» PROBLEM TO WORK ON
Print the listing in its entirety and exactly, leaving out images.

──────── DATA BLOCK ────────

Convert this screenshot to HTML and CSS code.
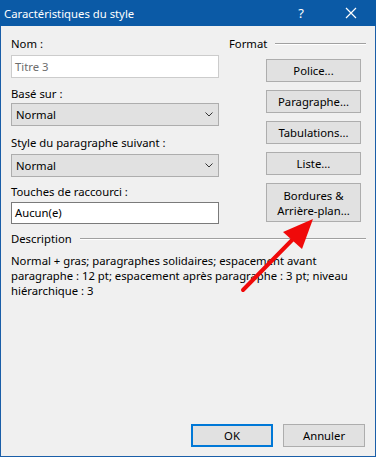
FILE: index.html
```html
<!DOCTYPE html>
<html lang="fr">
<head>
  <meta charset="UTF-8" />
  <title>Caractéristiques du style</title>
  <link rel="stylesheet" href="styles.css">
</head>
<body>
  <div class="window">
    <!-- Title bar -->
    <div class="titlebar">
      <span class="title">Caractéristiques du style</span>
      <span class="help">?</span>
      <svg class="close" width="12" height="12" viewBox="0 0 12 12">
        <path d="M1 1 L11 11 M11 1 L1 11" stroke="#fff" stroke-width="1.2" fill="none" />
      </svg>
    </div>

    <div class="main">
      <div class="left">
        <label class="lbl lbl-nom">Nom :</label>
        <div class="field field-disabled">Titre 3</div>

        <label class="lbl lbl-base">Basé sur :</label>
        <div class="select select-base">
          <span>Normal</span>
          <svg width="8" height="5" viewBox="0 0 8 5"><polyline points="0.5,0.5 4,4 7.5,0.5" stroke="#333" fill="none" /></svg>
        </div>

        <label class="lbl lbl-suivant">Style du paragraphe suivant :</label>
        <div class="select select-suivant">
          <span>Normal</span>
          <svg width="8" height="5" viewBox="0 0 8 5"><polyline points="0.5,0.5 4,4 7.5,0.5" stroke="#333" fill="none" /></svg>
        </div>

        <label class="lbl lbl-touches">Touches de raccourci :</label>
        <div class="field field-touches">Aucun(e)</div>
      </div>

      <div class="right">
        <div class="group-head">
          <span>Format</span>
          <div class="rule"></div>
        </div>
        <div class="format-btns">
          <button class="btn">Police...</button>
          <button class="btn">Paragraphe...</button>
          <button class="btn">Tabulations...</button>
          <button class="btn">Liste...</button>
          <button class="btn btn-tall">Bordures &amp;<br>Arrière-plan...</button>
        </div>
      </div>
    </div>

    <div class="description">
      <div class="group-head">
        <span>Description</span>
        <div class="rule"></div>
      </div>
      <p class="desc-text">Normal + gras; paragraphes solidaires; espacement avant paragraphe : 12 pt; espacement après paragraphe : 3 pt; niveau hiérarchique : 3</p>
    </div>

    <div class="footer">
      <button class="btn btn-foot btn-ok">OK</button>
      <button class="btn btn-foot">Annuler</button>
    </div>

    <!-- red annotation arrow -->
    <svg class="arrow" width="376" height="457" viewBox="0 0 376 457">
      <line x1="243" y1="290" x2="296" y2="236" stroke="#f00a0a" stroke-width="4" stroke-linecap="round" />
      <polygon points="313,219 283,232 302,249" fill="#f00a0a" />
    </svg>
  </div>
</body>
</html>
```

FILE: styles.css
```css
* {
  box-sizing: border-box;
  margin: 0;
  padding: 0;
}

body {
  background: #f0f0f0;
  font-family: 'Noto Sans', sans-serif;
  font-size: 11.3px;
  color: #000;
}

.window {
  position: relative;
  width: 376px;
  height: 457px;
  background: #f0f0f0;
  border: 1px solid #1a5ea8;
  border-top: none;
  display: flex;
  flex-direction: column;
}

.titlebar {
  height: 26px;
  background: #0b5aa6;
  color: #fff;
  display: flex;
  align-items: center;
  padding-left: 4px;
  margin: 0 -1px;
}

.title {
  flex: 1;
  line-height: 15px;
  padding-top: 1px;
}

.help {
  width: 14px;
  margin-right: 37px;
  text-align: center;
  font-size: 13px;
}

.close {
  margin-right: 19px;
}

.main {
  display: flex;
  padding: 10px 9px 0 10px;
  gap: 10px;
}

.left {
  width: 208px;
  display: flex;
  flex-direction: column;
}

.lbl {
  display: block;
  line-height: 15px;
}

.lbl-base { margin-top: 8px; }
.lbl-suivant { margin-top: 9px; }
.lbl-touches { margin-top: 7px; }

.field {
  height: 23px;
  background: #fff;
  border: 1px solid #7a7a7a;
  padding: 0 3px;
  line-height: 21px;
  margin-top: 4px;
}

.field-disabled {
  border-color: #cccccc;
  color: #6d6d6d;
}

.field-touches {
  height: 22px;
  line-height: 20px;
  margin-top: 3px;
}

.select {
  height: 23px;
  background: #e1e1e1;
  border: 1px solid #adadad;
  display: flex;
  align-items: center;
  justify-content: space-between;
  padding: 0 5px 0 4px;
  margin-top: 2px;
}

.select-suivant {
  margin-top: 4px;
}

.right {
  flex: 1;
  display: flex;
  flex-direction: column;
}

.group-head {
  display: flex;
  align-items: center;
  gap: 8px;
  line-height: 15px;
}

.rule {
  flex: 1;
  height: 2px;
  border-top: 1px solid #a0a0a0;
  border-bottom: 1px solid #fff;
}

.format-btns {
  display: flex;
  flex-direction: column;
  align-items: flex-end;
  gap: 8px;
  margin-top: 8px;
  padding-right: 5px;
}

.btn {
  width: 95px;
  height: 23px;
  background: #e1e1e1;
  border: 1px solid #adadad;
  font-family: inherit;
  font-size: inherit;
  color: #000;
  line-height: 15px;
}

.btn-tall {
  height: 39px;
}

.description {
  padding: 7px 9px 0 10px;
}

.desc-text {
  margin-top: 7px;
  line-height: 15px;
}

.footer {
  margin-top: auto;
  display: flex;
  justify-content: flex-end;
  gap: 10px;
  padding: 0 10px 9px 0;
}

.btn-foot {
  width: 82px;
}

.btn-ok {
  border: 2px solid #0078d7;
}

.arrow {
  position: absolute;
  left: -1px;
  top: 0;
  pointer-events: none;
}
```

────────

» FINAL RESULT
Convert this screenshot to HTML and CSS code.
FILE: index.html
```html
<!DOCTYPE html>
<html lang="fr">
<head>
  <meta charset="UTF-8" />
  <title>Caractéristiques du style</title>
  <link rel="stylesheet" href="styles.css">
</head>
<body>
  <div class="window">
    <!-- Title bar -->
    <div class="titlebar">
      <span class="title">Caractéristiques du style</span>
      <span class="help">?</span>
      <svg class="close" width="12" height="12" viewBox="0 0 12 12">
        <path d="M1 1 L11 11 M11 1 L1 11" stroke="#fff" stroke-width="1.2" fill="none" />
      </svg>
    </div>

    <div class="main">
      <div class="left">
        <label class="lbl lbl-nom">Nom :</label>
        <div class="field field-disabled">Titre 3</div>

        <label class="lbl lbl-base">Basé sur :</label>
        <div class="select select-base">
          <span>Normal</span>
          <svg width="8" height="5" viewBox="0 0 8 5"><polyline points="0.5,0.5 4,4 7.5,0.5" stroke="#333" fill="none" /></svg>
        </div>

        <label class="lbl lbl-suivant">Style du paragraphe suivant :</label>
        <div class="select select-suivant">
          <span>Normal</span>
          <svg width="8" height="5" viewBox="0 0 8 5"><polyline points="0.5,0.5 4,4 7.5,0.5" stroke="#333" fill="none" /></svg>
        </div>

        <label class="lbl lbl-touches">Touches de raccourci :</label>
        <div class="field field-touches">Aucun(e)</div>
      </div>

      <div class="right">
        <div class="group-head">
          <span>Format</span>
          <div class="rule"></div>
        </div>
        <div class="format-btns">
          <button class="btn">Police...</button>
          <button class="btn">Paragraphe...</button>
          <button class="btn">Tabulations...</button>
          <button class="btn">Liste...</button>
          <button class="btn btn-tall">Bordures &amp;<br>Arrière-plan...</button>
        </div>
      </div>
    </div>

    <div class="description">
      <div class="group-head">
        <span>Description</span>
        <div class="rule"></div>
      </div>
      <p class="desc-text">Normal + gras; paragraphes solidaires; espacement avant paragraphe : 12 pt; espacement après paragraphe : 3 pt; niveau hiérarchique : 3</p>
    </div>

    <div class="footer">
      <button class="btn btn-foot btn-ok">OK</button>
      <button class="btn btn-foot">Annuler</button>
    </div>

    <!-- red annotation arrow -->
    <svg class="arrow" width="376" height="457" viewBox="0 0 376 457">
      <line x1="243" y1="290" x2="296" y2="236" stroke="#f00a0a" stroke-width="4" stroke-linecap="round" />
      <polygon points="313,219 283,232 302,249" fill="#f00a0a" />
    </svg>
  </div>
</body>
</html>
```

FILE: styles.css
```css
* {
  box-sizing: border-box;
  margin: 0;
  padding: 0;
}

body {
  background: #f0f0f0;
  font-family: 'Noto Sans', sans-serif;
  font-size: 11.3px;
  color: #000;
}

.window {
  position: relative;
  width: 376px;
  height: 457px;
  background: #f0f0f0;
  border: 1px solid #1a5ea8;
  border-top: none;
  display: flex;
  flex-direction: column;
}

.titlebar {
  height: 26px;
  background: #0b5aa6;
  color: #fff;
  display: flex;
  align-items: center;
  padding-left: 4px;
  margin: 0 -1px;
}

.title {
  flex: 1;
  line-height: 15px;
  padding-top: 1px;
}

.help {
  width: 14px;
  margin-right: 37px;
  text-align: center;
  font-size: 13px;
}

.close {
  margin-right: 19px;
}

.main {
  display: flex;
  padding: 10px 9px 0 10px;
  gap: 10px;
}

.left {
  width: 208px;
  display: flex;
  flex-direction: column;
}

.lbl {
  display: block;
  line-height: 15px;
}

.lbl-base { margin-top: 8px; }
.lbl-suivant { margin-top: 9px; }
.lbl-touches { margin-top: 7px; }

.field {
  height: 23px;
  background: #fff;
  border: 1px solid #7a7a7a;
  padding: 0 3px;
  line-height: 21px;
  margin-top: 4px;
}

.field-disabled {
  border-color: #cccccc;
  color: #6d6d6d;
}

.field-touches {
  height: 22px;
  line-height: 20px;
  margin-top: 3px;
}

.select {
  height: 23px;
  background: #e1e1e1;
  border: 1px solid #adadad;
  display: flex;
  align-items: center;
  justify-content: space-between;
  padding: 0 5px 0 4px;
  margin-top: 2px;
}

.select-suivant {
  margin-top: 4px;
}

.right {
  flex: 1;
  display: flex;
  flex-direction: column;
}

.group-head {
  display: flex;
  align-items: center;
  gap: 8px;
  line-height: 15px;
}

.rule {
  flex: 1;
  height: 2px;
  border-top: 1px solid #a0a0a0;
  border-bottom: 1px solid #fff;
}

.format-btns {
  display: flex;
  flex-direction: column;
  align-items: flex-end;
  gap: 8px;
  margin-top: 8px;
  padding-right: 5px;
}

.btn {
  width: 95px;
  height: 23px;
  background: #e1e1e1;
  border: 1px solid #adadad;
  font-family: inherit;
  font-size: inherit;
  color: #000;
  line-height: 15px;
}

.btn-tall {
  height: 39px;
}

.description {
  padding: 7px 9px 0 10px;
}

.desc-text {
  margin-top: 7px;
  line-height: 15px;
}

.footer {
  margin-top: auto;
  display: flex;
  justify-content: flex-end;
  gap: 10px;
  padding: 0 10px 9px 0;
}

.btn-foot {
  width: 82px;
}

.btn-ok {
  border: 2px solid #0078d7;
}

.arrow {
  position: absolute;
  left: -1px;
  top: 0;
  pointer-events: none;
}
```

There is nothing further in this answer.